Kubickas draw happiness, awareness from meditation

What do people need to do to become more aware and compassionate? Well, rolling out of bed and heading to the Main Gate Welcome Center for a meditation session would be a good start.

Wayman and Eryl Kubicka will be Week Five’s meditation leaders for the Mystic Heart Program. The meditations sessions are held from 7:15 to 8 a.m. weekdays in the Main Gate Welcome Center, and seminars are from 12:30 to 1:55 p.m. Tuesdays and Thursdays in the Hall of Missions.

The Mystic Heart Program is an initiative by the Department of Religion aimed at sharing meditation techniques from various world religions and wisdom traditions. The Kubickas will be drawing from Zen Buddhism in their instruction, and their seminar theme is “Happiness through Awareness.”

Meditation is seen in Zen Buddhism as the most important activity in developing oneself. It brings a practitioner to a state of what Wayman called “naked awareness” and happiness.

“The problem for human beings is that, in order to live, we need to develop a sense of self,” he said. “This is not wrong in itself; we need to do this as human beings. But in the end, human beings often end up enmeshed in the self to the extent of unhappiness, of total self-centeredness.”

Concentration is the central element of Zen meditation. It frees the practitioner from preoccupation with the self and raises his or her awareness of reality.

Bodhidharma, who founded Zen Buddhism in the sixth century, taught the Chinese that they didn’t need to use scriptures for their meditations, a common practice at the time.

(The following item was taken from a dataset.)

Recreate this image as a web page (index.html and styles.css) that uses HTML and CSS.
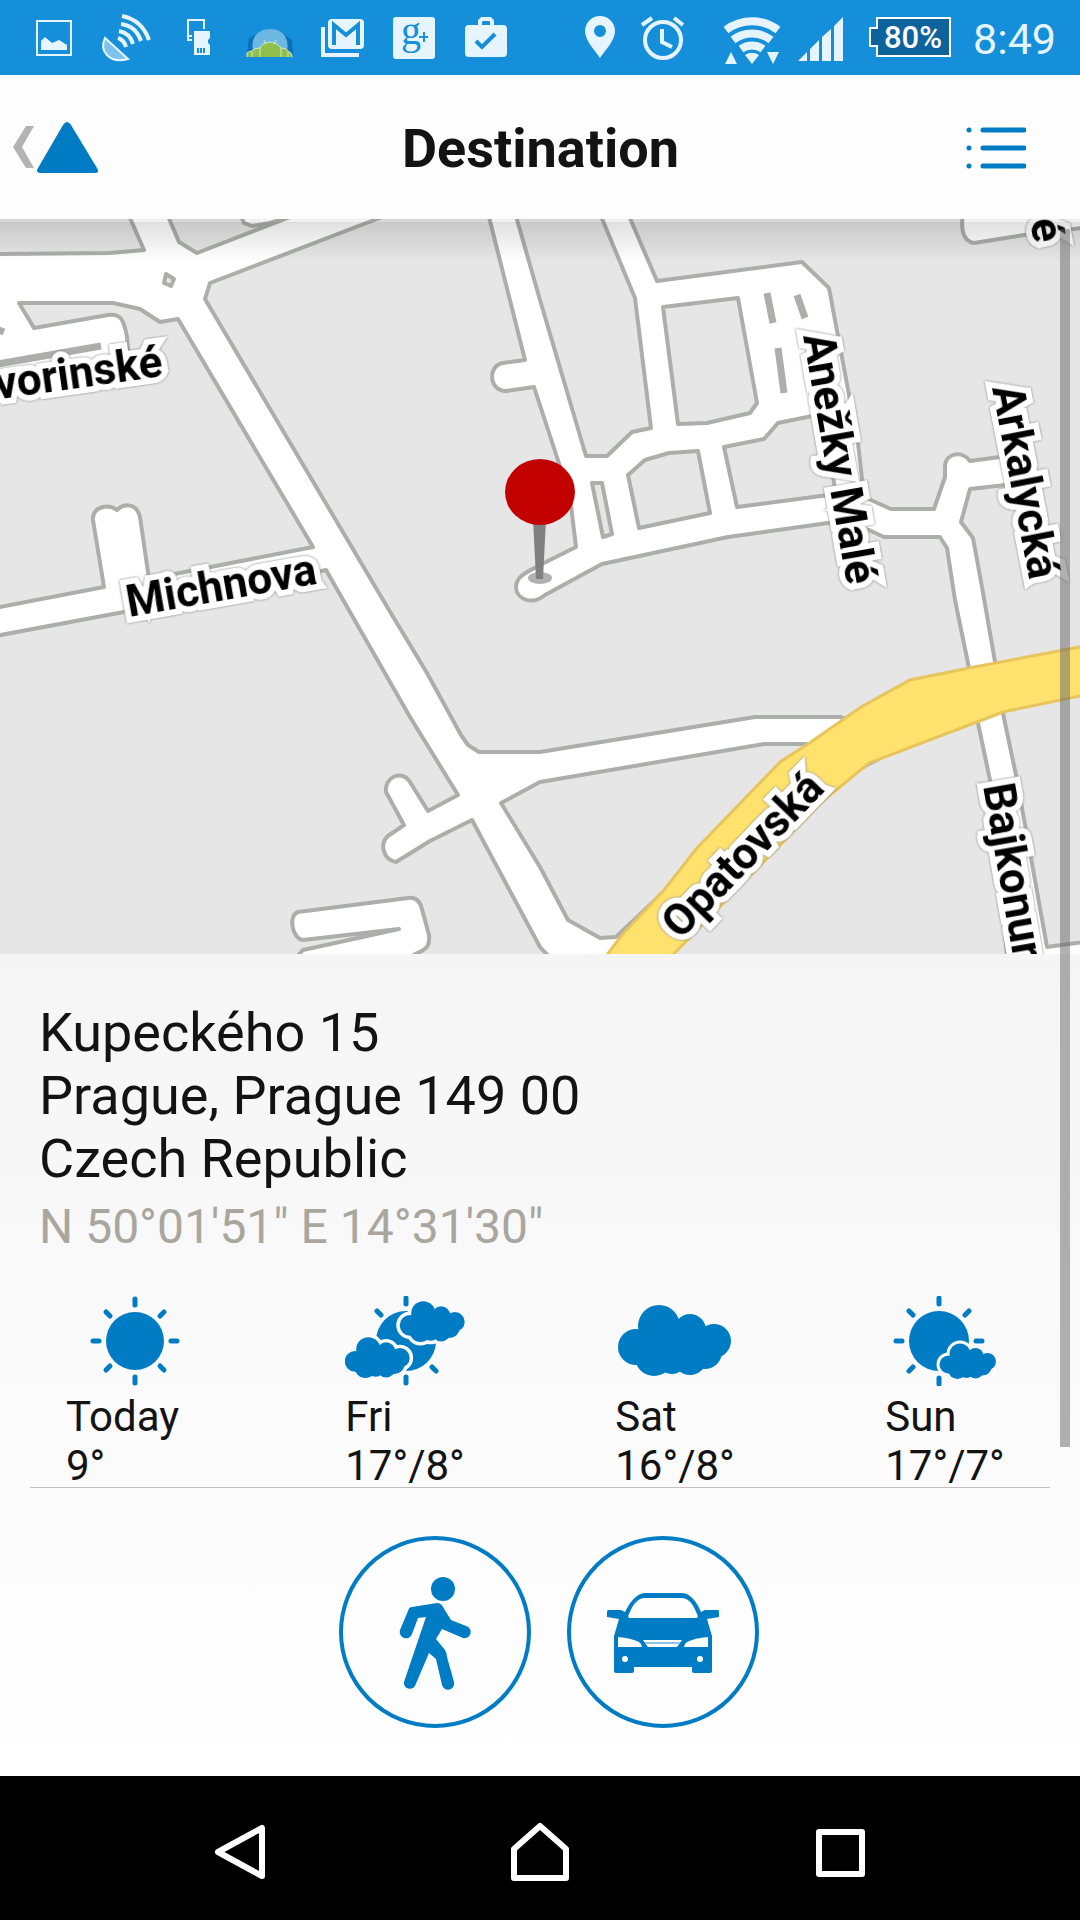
FILE: index.html
```html
<!DOCTYPE html>
<html lang="en">
<head>
    <meta charset="UTF-8">
    <meta name="viewport" content="width=device-width, initial-scale=1">
    <title>Destination</title>
    <link rel="stylesheet" href="styles.css">
</head>
<body>

    <div class="status-bar">
        <div class="status-left">
            <svg class="status-icon" width="48" height="48" viewBox="0 0 48 48">
                <rect class="line thin" x="7" y="7" width="34" height="34"/>
                <path d="M11 36V27L15 23L22 29L29 26L37 31V36Z"/>
            </svg>
            <svg class="status-icon" width="48" height="48" viewBox="0 0 48 48">
                <path class="dish" d="M3 24C-3 37 7 50 26 45Z"/>
                <path class="line" d="M20 2Q40 6 47 26M19 10Q34 12 39 27M17 17Q28 19 31 30M16 24Q22 26 24 33"/>
            </svg>
            <svg class="status-icon" width="48" height="48" viewBox="0 0 48 48">
                <path class="line thin" d="M18 26H14V6H30V15M14 22H18"/>
                <path d="M20 17H36V24L34 26V29L36 31V41H20Z"/>
                <path class="cut" d="M24 34V39M27 34V39M30 34V39"/>
            </svg>
            <svg class="status-icon" width="48" height="48" viewBox="0 0 48 48">
                <path class="city" d="M1 40L3 24L9 21L14 17H34L40 22L46 26L47 40Z"/>
                <path class="dome" d="M7 38C4 22 13 15 24 15S44 22 41 38Z"/>
                <path class="droid" d="M1 43V39Q3 37 6 37Q8 34 14 34Q16 29 24 28Q32 29 35 34Q40 34 42 37Q46 38 46 43Z"/>
                <path class="droid-line" d="M6 43V38M14 43V34M18 26L20 30M30 26L28 30M35 43V34M42 43V38M1 43V39Q3 37 6 37Q8 34 14 34Q16 29 24 28Q32 29 35 34Q40 34 42 37Q46 38 46 43"/>
            </svg>
            <svg class="status-icon" width="48" height="48" viewBox="0 0 48 48">
                <path class="line" d="M5 13V41H41"/>
                <rect x="10" y="5" width="36" height="30" rx="4"/>
                <path class="cut wide" d="M16 31V11L28 21L40 11V31"/>
            </svg>
            <svg class="status-icon" width="48" height="48" viewBox="0 0 48 48">
                <rect x="3" y="3" width="42" height="42" rx="3"/>
                <text class="g-plus" x="11" y="30">g</text>
                <path class="cut" d="M29 23H38M34 18V28"/>
            </svg>
            <svg class="status-icon" width="48" height="48" viewBox="0 0 48 48">
                <path class="line" d="M18 12V7L20 5H28L30 7V12"/>
                <rect x="3" y="11" width="42" height="32" rx="4"/>
                <path class="cut wide" d="M14 27L20 33L33 20"/>
            </svg>
        </div>

        <div class="status-right">
            <svg class="status-icon" width="44" height="48" viewBox="0 0 44 48">
                <path fill-rule="evenodd" d="M22 44C15 34 7 26 7 17A15 15 0 0 1 37 17C37 26 29 34 22 44ZM22 11A6 6 0 1 0 22 23A6 6 0 1 0 22 11Z"/>
            </svg>
            <svg class="status-icon" width="44" height="48" viewBox="0 0 44 48">
                <circle class="line" cx="23" cy="26" r="18"/>
                <path class="line" d="M22 15V28L32 33M2 11L12 4M34 4L43 11"/>
            </svg>
            <svg class="status-icon" width="80" height="48" viewBox="0 0 80 48">
                <path class="line band" d="M24 16A43 43 0 0 1 76 16M31 26A31 31 0 0 1 69 26M39 35A19 19 0 0 1 61 35"/>
                <path d="M50 50L43 41A12 12 0 0 1 57 41ZM23 50L29 38L35 50ZM65 38H77L71 50Z"/>
            </svg>
            <svg class="status-icon" width="44" height="48" viewBox="0 0 44 48">
                <path d="M-2 47H7V38ZM10 47H19V26L10 35ZM22 47H31V15L22 23ZM34 47H43V3L34 12Z"/>
            </svg>
            <svg class="status-icon" width="90" height="48" viewBox="0 0 90 48">
                <path class="battery" d="M15 4H88V42H15V32H8V14H15Z"/>
                <text class="battery-text" x="51" y="34">80%</text>
            </svg>
            <span class="clock">8:49</span>
        </div>
    </div>

    <header class="header">
        <button class="back-btn" aria-label="Back">
            <svg width="86" height="52" viewBox="0 0 86 52">
                <path class="chevron" d="M13 4H21L9 25L21 46H13L0 25Z"/>
                <path class="logo" d="M50 3Q54 -3 58 3L84 46Q87 51 82 51H28Q22 51 25 46Z"/>
            </svg>
        </button>
        <h1>Destination</h1>
        <button class="menu-btn" aria-label="Menu">
            <svg width="60" height="42" viewBox="0 0 60 42">
                <path class="list" d="M17 3H58M17 21H58M17 39H58M3 3H3M3 21H3M3 39H3"/>
            </svg>
        </button>
    </header>

    <main class="content">
        <div class="map">
            <svg viewBox="0 0 1080 735">
                <!-- blocks, the roads are what is left between them -->
                <g class="blocks">
                    <path d="M-10 -10H126L144 31L110 34L-10 35Z"/>
                    <path d="M165 -10L179 23L197 34L290 -2L270 4L252 7L244 4L238 -10Z"/>
                    <path d="M400 -10L377 0L210 64L205 80L389 391L427 454L461 516L468 526L479 533H540L755 498H840L900 520L975 470L969 449L955 381L947 329L940 318H884L869 311L828 304L728 318L602 345L545 376C532 387 516 380 516 368C516 356 530 352 540 346L576 328L570 278L534 168L506 172C488 172 488 146 503 144L525 141L487 -10Z"/>
                    <path d="M514 -10L540 81L586 237H607L632 213L651 209L635 79L598 -10Z"/>
                    <path d="M626 -10L657 62L802 43L829 69L858 224L864 278L891 290H934L945 258V248C945 234 962 231 970 242L1000 238L1015 250L1005 266L970 270L961 303L973 319L982 368L998 460H1090V8L1024 16L974 24C962 22 960 8 964 -10Z"/>
                    <path d="M663 88L738 79L757 184L750 194L707 204L678 205Z"/>
                    <path d="M628 256L645 241L669 234L698 232L710 294L639 309Z"/>
                    <path d="M592 264H602L612 315L603 318Z"/>
                    <path d="M724 228L764 220L778 204L822 195L836 275L737 288Z"/>
                    <path d="M19 84H113L140 90L160 103L178 100L313 328L149 360L140 298C137 284 124 284 117 291C108 284 92 288 93 301L104 368L-10 390V175L130 152L127 118C124 100 120 94 108 96L34 109Z"/>
                    <path d="M-10 418L124 393L326 351L410 498L458 576L428 592L410 563C402 550 384 558 386 573L404 606L388 617C380 624 382 640 396 643L430 622L472 601L540 728L556 745H-10Z"/>
                    <path d="M501 584L540 563L764 525H820L616 718L600 719L568 701L540 648Z"/>
                    <path d="M640 745L840 560L975 490L990 561L1008 745Z"/>
                    <path d="M1000 480L1017 561L1047 728L1090 722V460Z"/>
                </g>
                <g class="strips">
                    <path d="M767 74L773 104M778 129L784 174M797 76L805 99M-2 145L101 127M-4 110L4 113"/>
                </g>
                <path class="inset" d="M298 693L408 679C416 678 420 682 422 690L429 716C430 726 428 730 415 735L405 745H290L303 731L399 710L303 721C292 720 288 696 298 693Z"/>
                <path class="island" d="M166 55L174 60L171 67L164 64Z"/>
                <path class="main-road" d="M600 745L622 716L664 671L697 629L780 543L811 523L861 488L910 461L969 449L1090 426V475L1003 493L977 503L869 544L824 581L664 745Z"/>

                <g class="labels">
                    <text transform="translate(164 157) rotate(-8)" text-anchor="end">vorinské</text>
                    <text transform="translate(129 398) rotate(-10)">Michnova</text>
                    <text transform="translate(803 117) rotate(80)">Anežky Malé</text>
                    <text transform="translate(992 169) rotate(79)">Arkalycká</text>
                    <text transform="translate(826 571) rotate(-46)" text-anchor="end">Opatovská</text>
                    <text transform="translate(983 567) rotate(80)">Bajkonur</text>
                    <text transform="translate(1034 25) rotate(80)" text-anchor="end">é</text>
                </g>

                <!-- pin -->
                <ellipse class="pin-shadow" cx="540" cy="359" rx="12" ry="6"/>
                <path class="pin-stem" d="M533 300H546L543 360H536Z"/>
                <ellipse class="pin-head" cx="540" cy="273" rx="35" ry="33"/>
            </svg>
        </div>

        <section class="address">
            <p>Kupeckého 15<br>Prague, Prague 149 00<br>Czech Republic</p>
            <p class="coords">N 50°01'51" E 14°31'30"</p>
        </section>

        <section class="weather">
            <div class="day">
                <svg width="120" height="90" viewBox="0 0 120 90">
                    <circle cx="60" cy="45" r="29"/>
                    <path class="rays" d="M60 3V9M60 81V87M18 45H24M96 45H102M31 16L35 20M89 16L85 20M31 74L35 70M89 74L85 70"/>
                </svg>
                <p class="day-text">Today<br>9°</p>
            </div>
            <div class="day">
                <svg width="120" height="90" viewBox="0 0 120 90">
                    <defs>
                        <g id="cloud">
                            <circle cx="21" cy="51" r="18"/>
                            <circle cx="44" cy="30" r="21"/>
                            <circle cx="75" cy="34" r="16"/>
                            <circle cx="99" cy="45" r="17"/>
                            <circle cx="39" cy="61" r="19"/>
                            <circle cx="57" cy="64" r="14"/>
                            <circle cx="75" cy="62" r="17"/>
                            <circle cx="90" cy="56" r="17"/>
                            <rect x="30" y="32" width="62" height="36"/>
                        </g>
                    </defs>
                    <circle cx="61" cy="45" r="30"/>
                    <path class="rays" d="M61 2V8M61 81V87M32 15L36 19M87 71L91 75"/>
                    <use class="cloud-gap" href="#cloud" transform="translate(53 0) scale(.575)"/>
                    <use class="cloud-gap" href="#cloud" transform="translate(-2 36) scale(.575)"/>
                    <use href="#cloud" transform="translate(53 0) scale(.575)"/>
                    <use href="#cloud" transform="translate(-2 36) scale(.575)"/>
                </svg>
                <p class="day-text">Fri<br>17°/8°</p>
            </div>
            <div class="day">
                <svg width="120" height="90" viewBox="0 0 120 90">
                    <use href="#cloud"/>
                </svg>
                <p class="day-text">Sat<br>16°/8°</p>
            </div>
            <div class="day">
                <svg width="120" height="90" viewBox="0 0 120 90">
                    <circle cx="54" cy="45" r="30"/>
                    <path class="rays" d="M54 2V8M54 82V88M11 45H17M91 45H97M24 15L28 19M84 15L80 19M24 75L28 71"/>
                    <use class="cloud-gap" href="#cloud" transform="translate(53 43) scale(.5)"/>
                    <use href="#cloud" transform="translate(53 43) scale(.5)"/>
                </svg>
                <p class="day-text">Sun<br>17°/7°</p>
            </div>
        </section>
        <hr class="divider">

        <div class="travel">
            <button class="travel-btn" aria-label="Walk">
                <svg width="184" height="184" viewBox="0 0 184 184">
                    <circle cx="100" cy="49" r="12"/>
                    <path d="M69 67L94 63Q98 63 100 67L108 80L123 86A6 6 0 0 1 120 98L99 89L93 99L102 110Q104 113 104 117L111 142A6 6 0 0 1 99 145L93 119L86 113L72 146A6 6 0 0 1 61 142L83 77L75 78L69 94A6 6 0 0 1 57 90L65 71Q66 67 69 67Z"/>
                </svg>
            </button>
            <button class="travel-btn" aria-label="Drive">
                <svg width="184" height="184" viewBox="0 0 184 184">
                    <path d="M37 70H50L54 72C59 62 66 53 74 53H111C119 53 126 62 130 72L134 70H147Q148 70 148 72V77L136 79L141 96V131Q141 133 139 133H123Q121 133 121 131V127H63V131Q63 133 61 133H45Q43 133 43 131V96L48 79L36 77V72Q36 70 37 70Z"/>
                    <path class="glass" d="M59 78Q56 78 58 74C62 64 67 58 74 58H110C118 58 122 64 126 74Q128 78 125 78ZM47 97Q60 98 68 102Q71 104 71 107H47ZM137 97Q124 98 116 102Q113 104 113 107H137ZM72 100H111L106 107H77Z"/>
                    <path class="grill" d="M74 103H109"/>
                    <circle class="glass" cx="54" cy="119" r="3"/>
                    <circle class="glass" cx="129" cy="119" r="3"/>
                </svg>
            </button>
        </div>

        <div class="scrollbar"></div>
    </main>

    <nav class="nav-bar">
        <button aria-label="Back">
            <svg width="60" height="60" viewBox="0 0 60 60"><path d="M52 6V54L8 30Z"/></svg>
        </button>
        <button aria-label="Home">
            <svg width="60" height="60" viewBox="0 0 60 60"><path d="M4 56V27L30 4L56 27V56Z"/></svg>
        </button>
        <button aria-label="Recent apps">
            <svg width="60" height="60" viewBox="0 0 60 60"><path d="M9 10H52V52H9Z"/></svg>
        </button>
    </nav>

</body>
</html>
```
FILE: styles.css
```css
* {
    box-sizing: border-box;
}

body {
    margin: 0;
    min-height: 100vh;
    display: flex;
    flex-direction: column;
    font-family: Roboto, 'Liberation Sans', sans-serif;
    color: #131313;
    background: #fff;
}

h1, p {
    margin: 0;
}

button {
    display: flex;
    padding: 0;
    border: none;
    background: none;
    cursor: pointer;
}

svg {
    display: block;
}

/* status bar */
.status-bar {
    height: 75px;
    padding: 0 24px 0 30px;
    display: flex;
    justify-content: space-between;
    align-items: center;
    background: #158fda;
    color: #e5f4fd;
}

.status-left, .status-right {
    display: flex;
    align-items: center;
    gap: 24px;
}

.status-right {
    gap: 18px;
}

.status-icon {
    overflow: visible;
    fill: #e5f4fd;
}

.line {
    fill: none;
    stroke: #e5f4fd;
    stroke-width: 4;
}

.thin {
    stroke-width: 2;
}

.band {
    stroke-width: 8;
}

.cut {
    fill: none;
    stroke: #158fda;
    stroke-width: 2;
}

.wide {
    stroke-width: 4;
}

.dish {
    fill: #7fc1ec;
    stroke: #e5f4fd;
    stroke-width: 2;
}

.city {
    fill: #0b6fba;
}

.dome {
    fill: #6db8e2;
}

.droid {
    fill: #8fbf4d;
}

.droid-line {
    fill: none;
    stroke: #d5e8bd;
    stroke-width: 1;
}

.g-plus {
    font-family: 'Liberation Serif', serif;
    font-size: 40px;
    fill: #158fda;
}

.battery {
    fill: #0f639d;
    stroke: #fff;
    stroke-width: 2;
}

.battery-text {
    font-size: 31px;
    font-weight: 500;
    text-anchor: middle;
    fill: #fff;
}

.clock {
    padding-left: 3px;
    font-size: 43px;
    line-height: 48px;
    padding-top: 2px;
}

/* header */
.header {
    height: 144px;
    padding: 2px 54px 0 13px;
    display: grid;
    grid-template-columns: 1fr auto 1fr;
    align-items: center;
    background: #fdfdfd;
}

.header h1 {
    padding: 2px 0 0 42px;
    font-size: 54px;
    line-height: 64px;
}

.menu-btn {
    justify-self: end;
}

.chevron {
    fill: #b3b3b3;
}

.logo {
    fill: #007cc5;
}

.list {
    fill: none;
    stroke: #007cc5;
    stroke-width: 5;
    stroke-linecap: round;
}

/* content */
.content {
    position: relative;
    flex: 1;
    display: flex;
    flex-direction: column;
    background: linear-gradient(#f5f5f5 47%, #fff);
}

.scrollbar {
    position: absolute;
    top: 10px;
    right: 10px;
    bottom: 329px;
    width: 10px;
    background: rgba(100, 100, 100, 0.5);
}

.map {
    position: relative;
    background: #fff;
}

.map svg {
    width: 100%;
    height: auto;
}

.map::after {
    content: '';
    position: absolute;
    inset: 0 0 auto;
    height: 40px;
    border-top: 3px solid rgba(0, 0, 0, 0.06);
    background: linear-gradient(rgba(0, 0, 0, 0.12), transparent);
}

.blocks, .inset, .island {
    fill: #e6e6e6;
    stroke: #acaeab;
    stroke-width: 4;
    stroke-linejoin: round;
}

.inset {
    fill: #fff;
}

.strips {
    stroke: #acaeab;
    stroke-width: 7;
}

.main-road {
    fill: #fee26d;
    stroke: #e7c45c;
    stroke-width: 3;
}

.labels {
    font-size: 44px;
    font-weight: 700;
    fill: #000;
    stroke: #fff;
    stroke-width: 12;
    paint-order: stroke;
    filter: drop-shadow(0 0 1px #777);
}

.pin-shadow {
    fill: #b0b0b0;
}

.pin-stem {
    fill: #808080;
}

.pin-head {
    fill: #c20000;
}

/* address */
.address {
    padding: 47px 39px 0;
    font-size: 54px;
    line-height: 63px;
}

.coords {
    margin-top: 9px;
    font-size: 48px;
    line-height: 56px;
    color: #a9a79d;
}

/* weather */
.weather {
    padding-top: 41px;
    display: grid;
    grid-template-columns: repeat(4, 1fr);
}

.weather svg {
    fill: #007cc5;
}

.rays {
    stroke: #007cc5;
    stroke-width: 5;
    stroke-linecap: round;
}

.cloud-gap {
    stroke: #fafafa;
    stroke-width: 12;
}

.day {
    display: flex;
    flex-direction: column;
    align-items: center;
}

.day-text {
    margin: 6px 0 -3px;
    font-size: 42px;
    line-height: 49px;
}

.day:first-child .day-text {
    min-width: 138px;
}

.divider {
    width: auto;
    margin: 0 30px;
    border: none;
    border-top: 1px solid #c0c0c0;
}

/* walk / drive */
.travel {
    display: flex;
    justify-content: center;
    gap: 36px;
    padding: 48px 0 47px 18px;
}

.travel-btn {
    border: 4px solid #007cc5;
    border-radius: 50%;
    background: #fdfdfd;
    fill: #007cc5;
}

.glass {
    fill: #fdfdfd;
}

.grill {
    stroke: #8cc4e6;
    stroke-width: 2;
}

/* navigation bar */
.nav-bar {
    height: 144px;
    padding: 8px 90px 0;
    display: grid;
    grid-template-columns: repeat(3, 1fr);
    place-items: center;
    background: #000;
}

.nav-bar svg {
    fill: none;
    stroke: #fff;
    stroke-width: 6;
    stroke-linejoin: round;
}
```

“[Bodhidharma] said, ‘Don’t worry about words and letters and sutras; you just need to turn inward and find your true nature,’ ” Eryl said.

That true nature, she said, is “pre-installed” in every person, and it is fundamentally compassionate.

“This isn’t something you can achieve quickly or even easily,” Wayman said. “But any time you spend on it is worth doing.”

Wayman and Eryl met in Vietnam through the American Friends Service Committee, helping to build a rehabilitation center for war-injured civilians. They married in 1970 and they have practiced Zen for about 30 years with the Rochester Zen Center, where they are both senior instructors.

Although participants don’t have to be Buddhist to attend the meditations sessions or seminars, the Kubickas did say they are looking for a certain kind of person — the kind that has an inkling that meditation or prayer can change one’s way of relating to the world.